The old and the new bridge at Appleton-North Lanark Regional Museum (2012.87.2)

Abraham Lincoln Morphy was born in 1864 and married at age 23 to Rebbecca Conn. He had 6 children: Hugh Franklin Morphy, Norman A Morphy and 4 others. Abe was the son of Abraham Sr. Of Ramsay and a brakeman for the C.P.R. He passed away in 1899 at age 35, drowning in the Mississippi River below the Appleton Falls –read–The Day the Appleton Bridge Collapsed

April 9 1899 Carleton Place

In April of 1899 Coroner Burns of Almonte held an inquest into the death of the late Abraham Lincoln Morphy, the body being then at the house of deceased’s father, Abram Morphy, corner of William street and the 8th line of Ramsay.

The following Jury was impanelled : Alex. H. Edwards, foreman ; Richard McLaren, Samuel Tetlock, Lachlan, Mccallum, John Taylor, Hugh M. Williams. Frederick Strong, David Moffatt. Benjamin T. Williams. J. H. Greig. Henry Ferguson, Charles Glover, Frederick Hollingsworth, and John F. Halpenny.

Evidence was taken from Milton Teskey, J. A. Teskey and John Montgomery of Appleton ; John Morphy of Potsdam, N.Y. and John Morphy and John Lyons of Carleton Place, the latter witness being the man who so narrowly escaped the sad fate that befel his companion.

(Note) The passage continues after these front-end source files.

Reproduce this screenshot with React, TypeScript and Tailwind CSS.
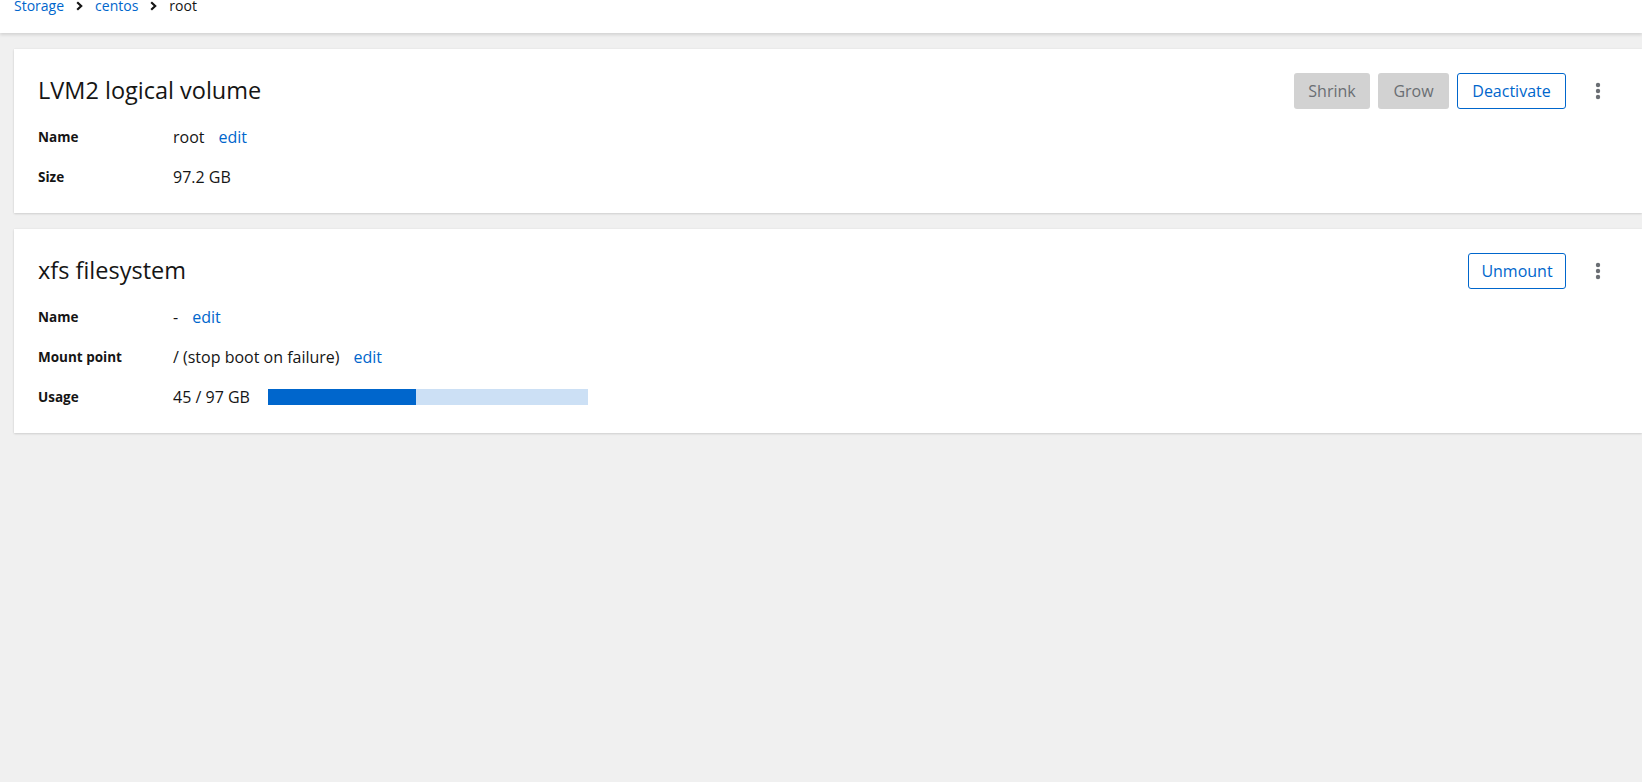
import React from "react";

const font = { fontFamily: '"Open Sans", "Noto Sans", sans-serif' };

function Chevron() {
  return (
    <svg width="7" height="10" viewBox="0 0 7 10" className="mx-[12px] shrink-0">
      <path d="M1.2 1.2 L5.2 5 L1.2 8.8" fill="none" stroke="#151515" strokeWidth="2.2" />
    </svg>
  );
}

function Kebab() {
  return (
    <button className="ml-1 flex h-9 w-10 items-center justify-center">
      <svg width="6" height="18" viewBox="0 0 6 18">
        <circle cx="3" cy="3" r="2.2" fill="#6a6e73" />
        <circle cx="3" cy="9" r="2.2" fill="#6a6e73" />
        <circle cx="3" cy="15" r="2.2" fill="#6a6e73" />
      </svg>
    </button>
  );
}

function Row({ label, children }: { label: string; children: React.ReactNode }) {
  return (
    <div className="flex h-6 items-center">
      <div className="w-[135px] shrink-0 text-[13.5px] font-bold text-[#151515]">{label}</div>
      <div className="flex items-center text-[16px] text-[#151515]">{children}</div>
    </div>
  );
}

function Edit() {
  return <span className="ml-[14px] text-[16px] text-[#0066cc]">edit</span>;
}

export default function App() {
  return (
    <div className="min-h-[782px] w-full overflow-hidden bg-[#f0f0f0]" style={font}>
      <div className="relative z-10 h-[33px] overflow-hidden bg-white shadow-[0_2px_3px_rgba(3,3,3,0.12)]">
        <div className="-mt-[5px] flex items-center pl-[14px] text-[14px] leading-[21px]">
          <span className="text-[#0066cc]">Storage</span>
          <Chevron />
          <span className="text-[#0066cc]">centos</span>
          <Chevron />
          <span className="text-[#151515]">root</span>
        </div>
      </div>

      <div className="flex flex-col gap-4 pl-[14px] pt-4">
        <div className="bg-white p-6 shadow-[0_1px_2px_rgba(3,3,3,0.12),0_0_2px_rgba(3,3,3,0.06)]">
          <div className="flex h-9 items-center justify-between">
            <h2 className="text-[23.5px] text-[#151515]">LVM2 logical volume</h2>
            <div className="flex items-center gap-2">
              <button className="h-9 w-[76px] rounded-[3px] bg-[#d2d2d2] text-[16px] text-[#6a6e73]">Shrink</button>
              <button className="h-9 w-[71px] rounded-[3px] bg-[#d2d2d2] text-[16px] text-[#6a6e73]">Grow</button>
              <button className="h-9 w-[109px] rounded-[3px] border border-[#0066cc] bg-white text-[16px] text-[#0066cc]">Deactivate</button>
              <Kebab />
            </div>
          </div>
          <div className="mt-4 flex flex-col gap-4">
            <Row label="Name">
              <span>root</span>
              <Edit />
            </Row>
            <Row label="Size">
              <span>97.2 GB</span>
            </Row>
          </div>
        </div>

        <div className="bg-white p-6 shadow-[0_1px_2px_rgba(3,3,3,0.12),0_0_2px_rgba(3,3,3,0.06)]">
          <div className="flex h-9 items-center justify-between">
            <h2 className="text-[23.5px] text-[#151515]">xfs filesystem</h2>
            <div className="flex items-center gap-2">
              <button className="h-9 w-[98px] rounded-[3px] border border-[#0066cc] bg-white text-[16px] text-[#0066cc]">Unmount</button>
              <Kebab />
            </div>
          </div>
          <div className="mt-4 flex flex-col gap-4">
            <Row label="Name">
              <span>-</span>
              <Edit />
            </Row>
            <Row label="Mount point">
              <span>/ (stop boot on failure)</span>
              <Edit />
            </Row>
            <Row label="Usage">
              <span>45 / 97 GB</span>
              <div className="ml-[18px] flex h-4 w-[320px] bg-[#cce0f5]">
                <div className="h-4 bg-[#0066cc]" style={{ width: `${(45 / 97) * 100}%` }} />
              </div>
            </Row>
          </div>
        </div>
      </div>
    </div>
  );
}
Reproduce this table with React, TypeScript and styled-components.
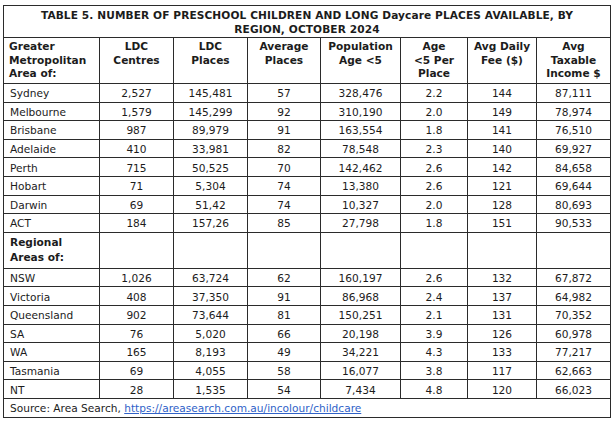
import styled, { createGlobalStyle } from 'styled-components'

type Row = [string, string, string, string, string, string, string, string]

const metro: Row[] = [
  ['Sydney', '2,527', '145,481', '57', '328,476', '2.2', '144', '87,111'],
  ['Melbourne', '1,579', '145,299', '92', '310,190', '2.0', '149', '78,974'],
  ['Brisbane', '987', '89,979', '91', '163,554', '1.8', '141', '76,510'],
  ['Adelaide', '410', '33,981', '82', '78,548', '2.3', '140', '69,927'],
  ['Perth', '715', '50,525', '70', '142,462', '2.6', '142', '84,658'],
  ['Hobart', '71', '5,304', '74', '13,380', '2.6', '121', '69,644'],
  ['Darwin', '69', '51,42', '74', '10,327', '2.0', '128', '80,693'],
  ['ACT', '184', '157,26', '85', '27,798', '1.8', '151', '90,533'],
]

const regional: Row[] = [
  ['NSW', '1,026', '63,724', '62', '160,197', '2.6', '132', '67,872'],
  ['Victoria', '408', '37,350', '91', '86,968', '2.4', '137', '64,982'],
  ['Queensland', '902', '73,644', '81', '150,251', '2.1', '131', '70,352'],
  ['SA', '76', '5,020', '66', '20,198', '3.9', '126', '60,978'],
  ['WA', '165', '8,193', '49', '34,221', '4.3', '133', '77,217'],
  ['Tasmania', '69', '4,055', '58', '16,077', '3.8', '117', '62,663'],
  ['NT', '28', '1,535', '54', '7,434', '4.8', '120', '66,023'],
]

const columnWidths = [96, 74, 74, 73, 80, 67, 69, 74]

const headings: string[][] = [
  ['Greater', 'Metropolitan', 'Area of:'],
  ['LDC', 'Centres'],
  ['LDC', 'Places'],
  ['Average', 'Places'],
  ['Population', 'Age <5'],
  ['Age', '<5 Per', 'Place'],
  ['Avg Daily', 'Fee ($)'],
  ['Avg', 'Taxable', 'Income $'],
]

export default function App() {
  return (
    <>
      <GlobalStyle />
      <Page>
        <Table>
          <colgroup>
            {columnWidths.map((w, i) => (
              <col key={i} style={{ width: w }} />
            ))}
          </colgroup>
          <tbody>
            <tr>
              <TitleCell colSpan={8}>
                TABLE 5. NUMBER OF PRESCHOOL CHILDREN AND LONG Daycare PLACES AVAILABLE, BY
                <br />
                REGION, OCTOBER 2024
              </TitleCell>
            </tr>
            <tr>
              {headings.map((lines, i) => (
                <HeadCell key={i} $first={i === 0}>
                  {lines.map((line, j) => (
                    <span key={j}>
                      {j > 0 && <br />}
                      {line}
                    </span>
                  ))}
                </HeadCell>
              ))}
            </tr>
            {metro.map((row) => (
              <DataRow key={row[0]} row={row} />
            ))}
            <tr>
              <SectionCell>
                Regional
                <br />
                Areas of:
              </SectionCell>
              {Array.from({ length: 7 }).map((_, i) => (
                <SectionCell key={i} />
              ))}
            </tr>
            {regional.map((row) => (
              <DataRow key={row[0]} row={row} />
            ))}
            <tr>
              <SourceCell colSpan={8}>
                Source: Area Search,{' '}
                <SourceLink href="#">https://areasearch.com.au/incolour/childcare</SourceLink>
              </SourceCell>
            </tr>
          </tbody>
        </Table>
      </Page>
    </>
  )
}

function DataRow({ row }: { row: Row }) {
  return (
    <tr>
      {row.map((value, i) => (
        <Cell key={i} $first={i === 0}>
          {value}
        </Cell>
      ))}
    </tr>
  )
}

const GlobalStyle = createGlobalStyle`
  html, body {
    margin: 0;
    padding: 0;
    background: #ffffff;
  }
`

const Page = styled.main`
  width: 616px;
  height: 423px;
  padding: 5px 0 0 3px;
  box-sizing: border-box;
  font-family: "DejaVu Sans", Verdana, sans-serif;
  font-size: 10.6px;
  color: #1c1c1c;
`

const Table = styled.table`
  border-collapse: collapse;
  table-layout: fixed;
  width: 607px;

  td {
    border: 1px solid #2b2b2b;
  }
`

const TitleCell = styled.td`
  height: 31px;
  padding: 0 4px;
  text-align: center;
  font-weight: bold;
  line-height: 14px;
  letter-spacing: 0.1px;
`

const HeadCell = styled.td<{ $first?: boolean }>`
  height: 43px;
  padding: 2px 5px 0;
  vertical-align: top;
  font-weight: bold;
  line-height: 13.5px;
  text-align: ${({ $first }) => ($first ? 'left' : 'center')};
`

const Cell = styled.td<{ $first?: boolean }>`
  height: 16.6px;
  padding: 1px 6px 0;
  line-height: 14px;
  white-space: nowrap;
  text-align: ${({ $first }) => ($first ? 'left' : 'center')};
`

const SectionCell = styled.td`
  height: 33px;
  padding: 2px 6px 0;
  vertical-align: top;
  font-weight: bold;
  line-height: 15px;
`

const SourceCell = styled.td`
  height: 17px;
  padding: 1px 6px 0;
  line-height: 14px;
`

const SourceLink = styled.a`
  color: #2f62c8;
  text-decoration: underline;
`
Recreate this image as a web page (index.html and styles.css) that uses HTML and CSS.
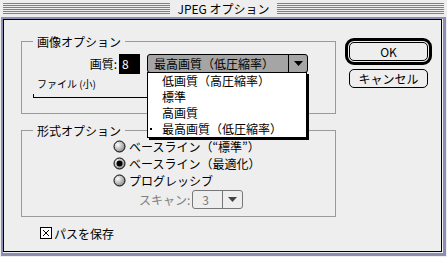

After reviewing the evidence the jury returned a verdict to the effect that the deceased Abraham Lincoln Morphy Came to his death by drowning, through the collapse of the bridge across the Mississippi river at the village of Appleton, and from the evidence the jury conclude that the said bridge has been unsafe for over a year, and moreover the Jury was of the opinion that the corporation of the township of Ramsay had been guilty of culpable negligence with regard to, the said bridge.

And that readers is why bridges need to be replaced when they come to that type of condition.

Poor Mrs. Morphy had a young family. What was she going to do for money, so she sued and asked for $20,000. What did she get? Mr. Justice Rose, the presiding judge, suggested that counsel make an effort to settle the matter, and this was done, $2,000 being paid to the widow and $500 to each child —- making a total costs of $4,500 and costs. Two other action arising out of the same accident were pending, being the action by, Mr. Lyons, of Carleton Place Place, who was with Mr.Morphy at the time, and was thrown into the water but escaped. He wanted $1000 and that of Mr. Campbell, whose horses and carriage were destroyed and asked for $550. My Lyons got $312 and $45 dollars cost and Mr. Campbell received $300 plus $45 cost. In December of 1899 the township of Ramsay alerted taxpayers that taxes were being raised to $11,500 to help with the building of the new Appleton Bridge and the costs of the trial.

Mary Ann Bobier Morphy passed away in 1918, at age 84..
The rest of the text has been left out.